1) if the model goes nonlinear, one of main reasons it is slow because of the fact you are using initial stiffness iterations.

2) you create 104 output files per run, when you probably could get away with 10 .. 104 is not an awful lot compared to some of scripts I have seen but it is more than needed and it is a good habit to try and open as few files as possible, the record for most  files saved from the recorder commands is around 12k.

azing

  • Newbie
  • *
  • Posts: 33
    • View Profile
Re: failed simulations for large number of samples
« Reply #9 on: May 12, 2021, 11:08:18 PM »
Thank you for your response.

1) The frame remains linear elastic when subjected to the loads I'm currently using...

2) I should certainly change the recorders to a nicer looking and more compact format.
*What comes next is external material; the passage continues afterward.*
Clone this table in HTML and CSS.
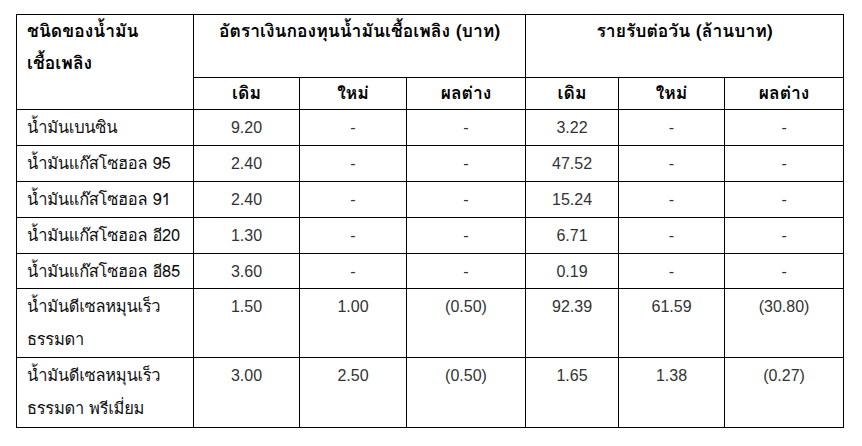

How can I go from 104 to 10? I have 48 recorder files. The rest of the files in the local directories are the main .jason file and other input files.

- I tried running a simulation with the default stick model in WE-UQ at DesignSafe, but that didn't go through either. I got the same problem as with my 2D frame model. The analysis either fails or is finished with no output. I don't know what I'm doing wrong while running at DesignSafe. I was able to run the 2D frame locally with 1000 samples. But I can't handle more samples locally.

fmk

  • Administrator
  • Full Member
  • *****
  • Posts: 233
    • View Profile
Re: failed simulations for large number of samples
« Reply #10 on: May 13, 2021, 06:44:40 AM »
post an event file for me to have a look at.